The UN report’s authors go further with their warning on biodiversity, by saying if the goods and services provided by the natural world are not valued and factored into the global economic system, the environment will become more fragile and less resilient to shocks, risking human lives, livelihoods and the global economy.

“We need a sea-change in human thinking and attitudes towards nature: not as something to be vanquished, conquered, but rather something to be cherished and lived within,” said the report’s author, the economist Pavan Sukhdev.

The changes will involve a wholesale revolution in the way humans do business, consume, and think about their lives, Sukhdev, told The Guardian. He referred to the damage currently being inflicted on the natural world as “a landscape of market failures”.

The report will advocate massive changes to the way the global economy is run so that it factors in the value of the natural world. In future, it says, communities should be paid for conserving nature rather than using it; companies given stricter limits on what they can take from the environment and fined or taxed more to limit over-exploitation; subsidies worth more than US$1tn (696.5bn pounds) a year for industries like agriculture, fisheries, energy and transport reformed; and businesses and national governments asked to publish accounts for their use of natural and human capital alongside their financial results.

And the potential economic benefits are huge. Setting up and running a comprehensive network of protected areas would cost $45bn a year globally, according to one estimate, but the benefits of preserving the species richness within these zones would be worth $4-5tn a year.

The report follows a series of recent studies showing that the world is in the grip of a mass extinction event as pollution, climate change, development and hunting destroys habitats of all types, from rainforests and wetlands to coastal mangroves and open heathland. However, only two of the world’s 100 biggest companies believe reducing biodiversity is a strategic threat to their business, according to another report released tomorrow by PricewaterhouseCoopers, which is advising the team compiling the UN report.

“Sometimes people describe Earth’s economy as a spaceship economy because we are basically isolated, we do have limits to how much we can extract, and why and where,” said Sukhdev, who visited the UK WHEN as a guest of science research and education charity, the Earthwatch Institute..
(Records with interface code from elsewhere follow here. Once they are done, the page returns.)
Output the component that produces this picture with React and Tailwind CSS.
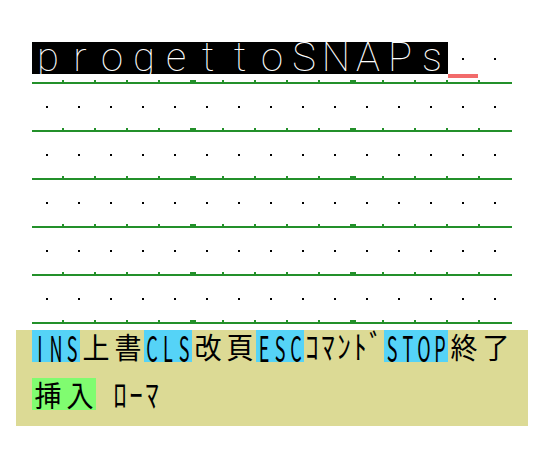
import React from "react";

const GREEN = "bg-[#23902a]";

function DotCell() {
  return (
    <div className="w-[32px] h-[32px] shrink-0 pl-[14px] pt-[16px]">
      <div className="w-[2px] h-[2px] bg-black" />
    </div>
  );
}

function TextCell({ ch }) {
  return (
    <div className="w-[32px] h-[32px] shrink-0 bg-black flex justify-center">
      <span className="font-['Roboto',sans-serif] font-thin text-[40px] leading-[32px] text-white">
        {ch}
      </span>
    </div>
  );
}

function Ticks() {
  return (
    <div className="flex h-[2px]">
      {Array.from({ length: 14 }).map((_, i) => (
        <div key={i} className="w-[32px] shrink-0 flex justify-end">
          {i === 4 || i === 9 ? (
            <div className="w-[6px] h-[2px] -mr-[4px] shrink-0 bg-[#23902a]" />
          ) : (
            <div className="w-[2px] h-[2px] shrink-0 bg-[#23902a]" />
          )}
        </div>
      ))}
    </div>
  );
}

function GridRow({ first }) {
  const text = "progettoSNAPs".split("");
  return (
    <div className="flex flex-col h-[48px] pt-[6px]">
      <div className="flex h-[32px]">
        {first
          ? [
              ...text.map((c, i) => <TextCell key={i} ch={c} />),
              <DotCell key="a" />,
              <DotCell key="b" />,
            ]
          : Array.from({ length: 15 }).map((_, i) => <DotCell key={i} />)}
      </div>
      <div className="h-[4px] flex">
        {first && <div className="ml-[416px] w-[30px] h-[4px] bg-[#f26b6b]" />}
      </div>
      <div className="h-[2px]" />
      <Ticks />
      <div className={`h-[2px] w-[480px] ${GREEN}`} />
    </div>
  );
}

function H({ ch, hl, kana }) {
  return (
    <span
      className={`inline-flex w-[16px] h-[32px] shrink-0 items-center justify-center ${
        hl === "c" ? "bg-[#55d3f7]" : hl === "g" ? "bg-[#80fc70]" : ""
      }`}
    >
      <span
        className={`inline-block font-['Noto_Sans_CJK_JP',sans-serif] leading-[16px] text-black ${
          kana ? "text-[27px] scale-y-[1.2]" : "text-[18px] scale-y-[1.95]"
        }`}
      >
        {ch}
      </span>
    </span>
  );
}

function F({ ch, hl }) {
  return (
    <span
      className={`inline-flex w-[32px] h-[32px] shrink-0 items-center justify-center ${
        hl === "g" ? "bg-[#80fc70]" : ""
      }`}
    >
      <span className="inline-block font-['Noto_Sans_CJK_JP',sans-serif] text-[27px] leading-[27px] text-black scale-y-[1.08]">
        {ch}
      </span>
    </span>
  );
}

export default function App() {
  return (
    <div className="w-[544px] h-[466px] bg-white overflow-hidden">
      <div className="pt-[36px] pl-[32px] flex flex-col">
        {[0, 1, 2, 3, 4, 5].map((r) => (
          <GridRow key={r} first={r === 0} />
        ))}
      </div>
      <div className="mt-[6px] ml-[16px] w-[512px] h-[96px] bg-[#dcda95] px-[16px] flex flex-col gap-[16px]">
        <div className="flex h-[32px]">
          <H ch="I" hl="c" />
          <H ch="N" hl="c" />
          <H ch="S" hl="c" />
          <F ch="上" />
          <F ch="書" />
          <H ch="C" hl="c" />
          <H ch="L" hl="c" />
          <H ch="S" hl="c" />
          <F ch="改" />
          <F ch="頁" />
          <H ch="E" hl="c" />
          <H ch="S" hl="c" />
          <H ch="C" hl="c" />
          <H ch="ｺ" kana />
          <H ch="ﾏ" kana />
          <H ch="ﾝ" kana />
          <H ch="ﾄ" kana />
          <H ch="ﾞ" kana />
          <H ch="S" hl="c" />
          <H ch="T" hl="c" />
          <H ch="O" hl="c" />
          <H ch="P" hl="c" />
          <F ch="終" />
          <F ch="了" />
        </div>
        <div className="flex h-[32px]">
          <F ch="挿" hl="g" />
          <F ch="入" hl="g" />
          <H ch=" " />
          <H ch="ﾛ" kana />
          <H ch="ｰ" kana />
          <H ch="ﾏ" kana />
        </div>
      </div>
    </div>
  );
}
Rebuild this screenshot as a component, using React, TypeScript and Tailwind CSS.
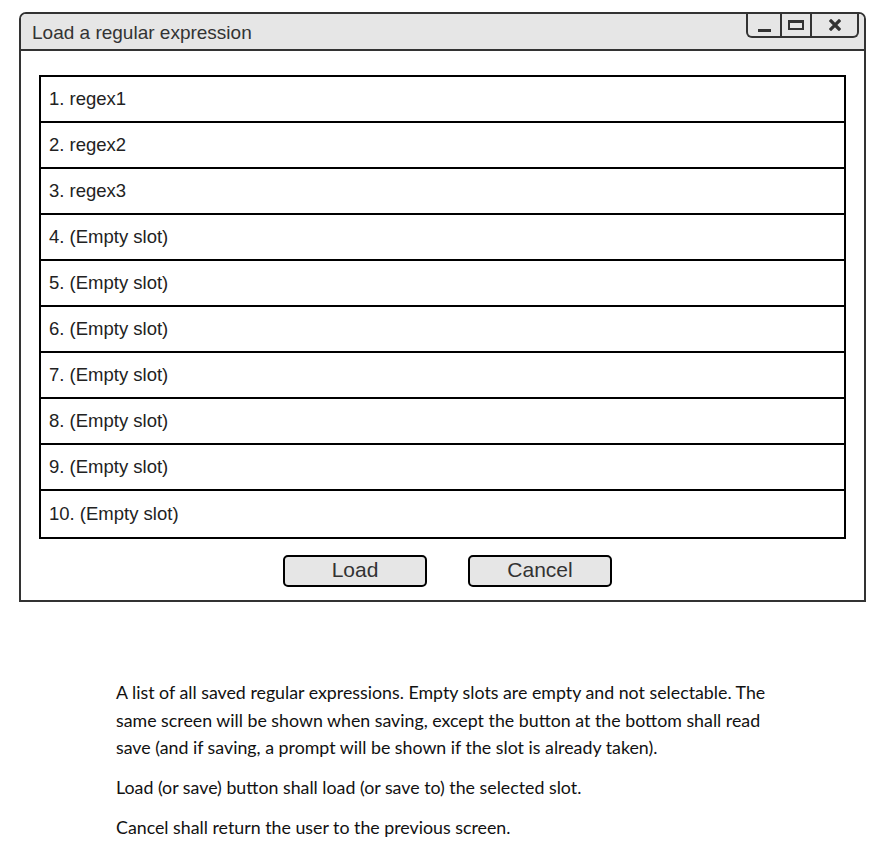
const slots = [
  "1. regex1",
  "2. regex2",
  "3. regex3",
  "4. (Empty slot)",
  "5. (Empty slot)",
  "6. (Empty slot)",
  "7. (Empty slot)",
  "8. (Empty slot)",
  "9. (Empty slot)",
  "10. (Empty slot)",
];

function WindowButtons() {
  return (
    <div className="mr-[5px] flex h-[24px] rounded-b-[6px] border-x-2 border-b-2 border-[#333] bg-[#e6e6e6]">
      <div className="flex w-[32px] items-end justify-center pb-[4px]">
        <div className="h-[3px] w-[13px] bg-[#333]" />
      </div>
      <div className="flex w-[30px] items-center justify-center border-l-2 border-[#333]">
        <div className="h-[10px] w-[16px] border-2 border-t-[3px] border-[#333]" />
      </div>
      <div className="flex w-[47px] items-center justify-center border-l-2 border-[#333]">
        <svg width="12" height="12" viewBox="0 0 12 12">
          <path d="M2 2L10 10M10 2L2 10" stroke="#333" strokeWidth="3.2" strokeLinecap="square" />
        </svg>
      </div>
    </div>
  );
}

export default function App() {
  return (
    <div className="min-h-[859px] bg-white pt-[12px] font-['Liberation_Sans',Arial,sans-serif]">
      <div className="ml-[19px] w-[847px] overflow-hidden rounded-t-[7px] border-2 border-[#333] bg-white">
        <div className="flex h-[37px] items-start justify-between border-b-2 border-[#333] bg-[#e6e6e6]">
          <span className="pl-[11px] pt-[5px] text-[19px] text-[#333]">Load a regular expression</span>
          <WindowButtons />
        </div>

        <div className="px-[18px] pt-[24px] pb-[13px]">
          <div className="divide-y-2 divide-black border-2 border-black">
            {slots.map((s) => (
              <div key={s} className="flex h-[46px] items-center pl-[8px] text-[18.5px] text-[#222]">
                {s}
              </div>
            ))}
          </div>

          <div className="mt-[16px] flex justify-center gap-[41px] pl-[10px]">
            <button className="flex h-[32px] w-[144px] items-center justify-center rounded-[5px] border-2 border-black bg-[#e6e6e6] pb-[3px] text-[21px] leading-none text-[#333]">
              Load
            </button>
            <button className="flex h-[32px] w-[144px] items-center justify-center rounded-[5px] border-2 border-black bg-[#e6e6e6] pb-[3px] text-[21px] leading-none text-[#333]">
              Cancel
            </button>
          </div>
        </div>
      </div>

      <div className="ml-[116px] mt-[77px] font-['Lato',sans-serif] text-[17.8px] leading-[27.5px] text-[#111]">
        <p>
          A list of all saved regular expressions. Empty slots are empty and not selectable. The
          <br />
          same screen will be shown when saving, except the button at the bottom shall read
          <br />
          save (and if saving, a prompt will be shown if the slot is already taken).
        </p>
        <p className="mt-[12.5px]">Load (or save) button shall load (or save to) the selected slot.</p>
        <p className="mt-[12.5px]">Cancel shall return the user to the previous screen.</p>
      </div>
    </div>
  );
}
The TEEB report shows that on average one third of Earth’s habitats have been damaged by humans - but the problem ranges from zero percent of ice, rock and polar lands to 85% of seas and oceans and more than 70% of Mediterranean shrubland. It also warns that in spite of growing awareness of the dangers, destruction of nature will “still continue on a large scale”. The International Union for the Conservation of Nature has previously estimated that species are becoming extinct at a rate 1,000 and 10,000 times higher than it would naturally be without humans.